What needs to be done:
Starting at the first line of the listing below, repeat each line exactly until the line containing "81px 68px 37px", which you include. Leave out pictures.

Data shown:

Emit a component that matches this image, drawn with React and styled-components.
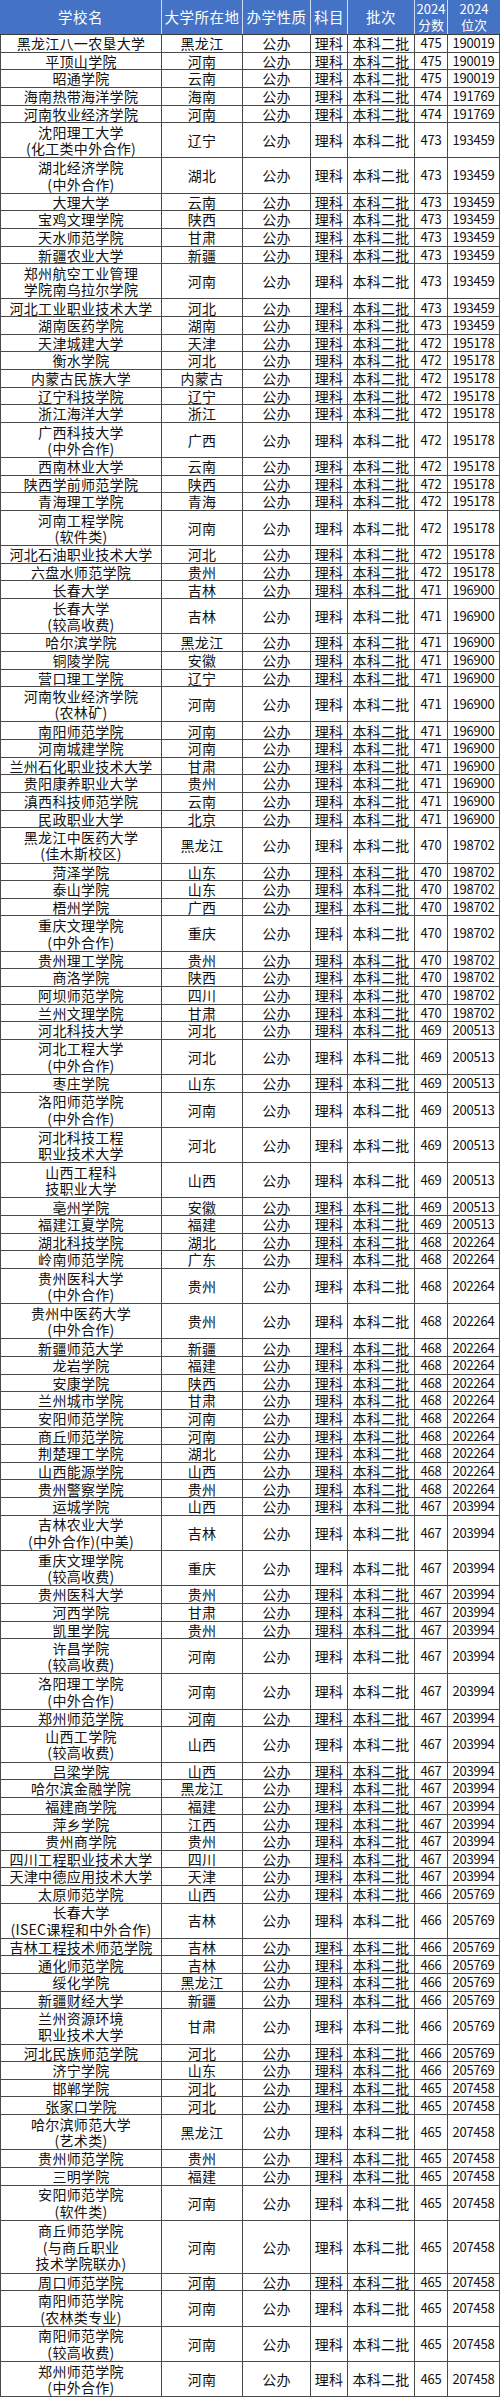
import React from "react";
import styled, { createGlobalStyle } from "styled-components";

const LINE = 2363 / 134;
const COLS = "162px 81px 68px 37px 67px 33px 52px";

const GlobalStyle = createGlobalStyle`
  html, body { margin: 0; padding: 0; background: #fff; }
  body { font-family: "Noto Sans CJK SC", "Noto Sans", sans-serif; color: #111; }
`;

const Table = styled.div`
  width: 500px;
  display: flex;
  flex-direction: column;
`;

const HeaderRow = styled.div`
  display: grid;
  grid-template-columns: ${COLS};
  height: 35px;
  background: #4472c4;
  color: #fff;
  border-bottom: 1px solid #3a3a3a;
  box-sizing: border-box;
`;

const HeaderCell = styled.div`
  display: flex;
  align-items: center;
  justify-content: center;
  text-align: center;
  font-size: ${(p) => (p.$small ? "13px" : "14.5px")};
  line-height: 16px;
  white-space: pre-line;
  border-right: ${(p) => (p.$last ? "none" : "1px solid rgba(255,255,255,0.75)")};
  letter-spacing: ${(p) => (p.$small ? "0" : "0.5px")};
  box-sizing: border-box;
`;

const Row = styled.div`
  display: grid;
  grid-template-columns: ${COLS};
  height: ${(p) => p.$lines * LINE}px;
`;

const Cell = styled.div`
  display: flex;
  align-items: center;
  justify-content: center;
  text-align: center;
  white-space: pre-line;
  font-size: ${(p) => (p.$num ? "13px" : "14px")};
  line-height: 16.4px;
  letter-spacing: ${(p) => (p.$num ? "-0.2px" : "0.3px")};
  border-right: 1px solid #4a4a4a;
  border-bottom: 1px solid #4a4a4a;
  border-left: ${(p) => (p.$first ? "1px solid #4a4a4a" : "none")};
  box-sizing: border-box;
`;

const data = [
  ["黑龙江八一农垦大学", "黑龙江", 475, 190019],
  ["平顶山学院", "河南", 475, 190019],
  ["昭通学院", "云南", 475, 190019],
  ["海南热带海洋学院", "海南", 474, 191769],
  ["河南牧业经济学院", "河南", 474, 191769],
  ["沈阳理工大学\n(化工类中外合作)", "辽宁", 473, 193459],
  ["湖北经济学院\n(中外合作)", "湖北", 473, 193459],
  ["大理大学", "云南", 473, 193459],
  ["宝鸡文理学院", "陕西", 473, 193459],
  ["天水师范学院", "甘肃", 473, 193459],
  ["新疆农业大学", "新疆", 473, 193459],
  ["郑州航空工业管理\n学院南乌拉尔学院", "河南", 473, 193459],
  ["河北工业职业技术大学", "河北", 473, 193459],
  ["湖南医药学院", "湖南", 473, 193459],
  ["天津城建大学", "天津", 472, 195178],
  ["衡水学院", "河北", 472, 195178],
  ["内蒙古民族大学", "内蒙古", 472, 195178],
  ["辽宁科技学院", "辽宁", 472, 195178],
  ["浙江海洋大学", "浙江", 472, 195178],
  ["广西科技大学\n(中外合作)", "广西", 472, 195178],
  ["西南林业大学", "云南", 472, 195178],
  ["陕西学前师范学院", "陕西", 472, 195178],
  ["青海理工学院", "青海", 472, 195178],
  ["河南工程学院\n(软件类)", "河南", 472, 195178],
  ["河北石油职业技术大学", "河北", 472, 195178],
  ["六盘水师范学院", "贵州", 472, 195178],
  ["长春大学", "吉林", 471, 196900],
  ["长春大学\n(较高收费)", "吉林", 471, 196900],
  ["哈尔滨学院", "黑龙江", 471, 196900],
  ["铜陵学院", "安徽", 471, 196900],
  ["营口理工学院", "辽宁", 471, 196900],
  ["河南牧业经济学院\n(农林矿)", "河南", 471, 196900],
  ["南阳师范学院", "河南", 471, 196900],
  ["河南城建学院", "河南", 471, 196900],
  ["兰州石化职业技术大学", "甘肃", 471, 196900],
  ["贵阳康养职业大学", "贵州", 471, 196900],
  ["滇西科技师范学院", "云南", 471, 196900],
  ["民政职业大学", "北京", 471, 196900],
  ["黑龙江中医药大学\n(佳木斯校区)", "黑龙江", 470, 198702],
  ["菏泽学院", "山东", 470, 198702],
  ["泰山学院", "山东", 470, 198702],
  ["梧州学院", "广西", 470, 198702],
  ["重庆文理学院\n(中外合作)", "重庆", 470, 198702],
  ["贵州理工学院", "贵州", 470, 198702],
  ["商洛学院", "陕西", 470, 198702],
  ["阿坝师范学院", "四川", 470, 198702],
  ["兰州文理学院", "甘肃", 470, 198702],
  ["河北科技大学", "河北", 469, 200513],
  ["河北工程大学\n(中外合作)", "河北", 469, 200513],
  ["枣庄学院", "山东", 469, 200513],
  ["洛阳师范学院\n(中外合作)", "河南", 469, 200513],
  ["河北科技工程\n职业技术大学", "河北", 469, 200513],
  ["山西工程科\n技职业大学", "山西", 469, 200513],
  ["亳州学院", "安徽", 469, 200513],
  ["福建江夏学院", "福建", 469, 200513],
  ["湖北科技学院", "湖北", 468, 202264],
  ["岭南师范学院", "广东", 468, 202264],
  ["贵州医科大学\n(中外合作)", "贵州", 468, 202264],
  ["贵州中医药大学\n(中外合作)", "贵州", 468, 202264],
  ["新疆师范大学", "新疆", 468, 202264],
  ["龙岩学院", "福建", 468, 202264],
  ["安康学院", "陕西", 468, 202264],
  ["兰州城市学院", "甘肃", 468, 202264],
  ["安阳师范学院", "河南", 468, 202264],
  ["商丘师范学院", "河南", 468, 202264],
  ["荆楚理工学院", "湖北", 468, 202264],
  ["山西能源学院", "山西", 468, 202264],
  ["贵州警察学院", "贵州", 468, 202264],
  ["运城学院", "山西", 467, 203994],
  ["吉林农业大学\n(中外合作)(中美)", "吉林", 467, 203994],
  ["重庆文理学院\n(较高收费)", "重庆", 467, 203994],
  ["贵州医科大学", "贵州", 467, 203994],
  ["河西学院", "甘肃", 467, 203994],
  ["凯里学院", "贵州", 467, 203994],
  ["许昌学院\n(较高收费)", "河南", 467, 203994],
  ["洛阳理工学院\n(中外合作)", "河南", 467, 203994],
  ["郑州师范学院", "河南", 467, 203994],
  ["山西工学院\n(较高收费)", "山西", 467, 203994],
  ["吕梁学院", "山西", 467, 203994],
  ["哈尔滨金融学院", "黑龙江", 467, 203994],
  ["福建商学院", "福建", 467, 203994],
  ["萍乡学院", "江西", 467, 203994],
  ["贵州商学院", "贵州", 467, 203994],
  ["四川工程职业技术大学", "四川", 467, 203994],
  ["天津中德应用技术大学", "天津", 467, 203994],
  ["太原师范学院", "山西", 466, 205769],
  ["长春大学\n(ISEC课程和中外合作)", "吉林", 466, 205769],
  ["吉林工程技术师范学院", "吉林", 466, 205769],
  ["通化师范学院", "吉林", 466, 205769],
  ["绥化学院", "黑龙江", 466, 205769],
  ["新疆财经大学", "新疆", 466, 205769],
  ["兰州资源环境\n职业技术大学", "甘肃", 466, 205769],
  ["河北民族师范学院", "河北", 466, 205769],
  ["济宁学院", "山东", 466, 205769],
  ["邯郸学院", "河北", 465, 207458],
  ["张家口学院", "河北", 465, 207458],
  ["哈尔滨师范大学\n(艺术类)", "黑龙江", 465, 207458],
  ["贵州师范学院", "贵州", 465, 207458],
  ["三明学院", "福建", 465, 207458],
  ["安阳师范学院\n(软件类)", "河南", 465, 207458],
  ["商丘师范学院\n(与商丘职业\n技术学院联办)", "河南", 465, 207458],
  ["周口师范学院", "河南", 465, 207458],
  ["南阳师范学院\n(农林类专业)", "河南", 465, 207458],
  ["南阳师范学院\n(较高收费)", "河南", 465, 207458],
  ["郑州师范学院\n(中外合作)", "河南", 465, 207458],
];

const headers = [
  { t: "学校名" },
  { t: "大学所在地" },
  { t: "办学性质" },
  { t: "科目" },
  { t: "批次" },
  { t: "2024\n分数", small: true },
  { t: "2024\n位次", small: true, last: true },
];

export default function App() {
  return (
    <>
      <GlobalStyle />
      <Table>
        <HeaderRow>
          {headers.map((h) => (
            <HeaderCell key={h.t} $small={h.small} $last={h.last}>
              {h.t}
            </HeaderCell>
          ))}
        </HeaderRow>
        {data.map(([name, loc, score, rank], i) => (
          <Row key={i} $lines={name.split("\n").length}>
            <Cell $first>{name}</Cell>
            <Cell>{loc}</Cell>
            <Cell>公办</Cell>
            <Cell>理科</Cell>
            <Cell>本科二批</Cell>
            <Cell $num>{score}</Cell>
            <Cell $num>{rank}</Cell>
          </Row>
        ))}
      </Table>
    </>
  );
}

Full output:
Emit a component that matches this image, drawn with React and styled-components.
import React from "react";
import styled, { createGlobalStyle } from "styled-components";

const LINE = 2363 / 134;
const COLS = "162px 81px 68px 37px 67px 33px 52px";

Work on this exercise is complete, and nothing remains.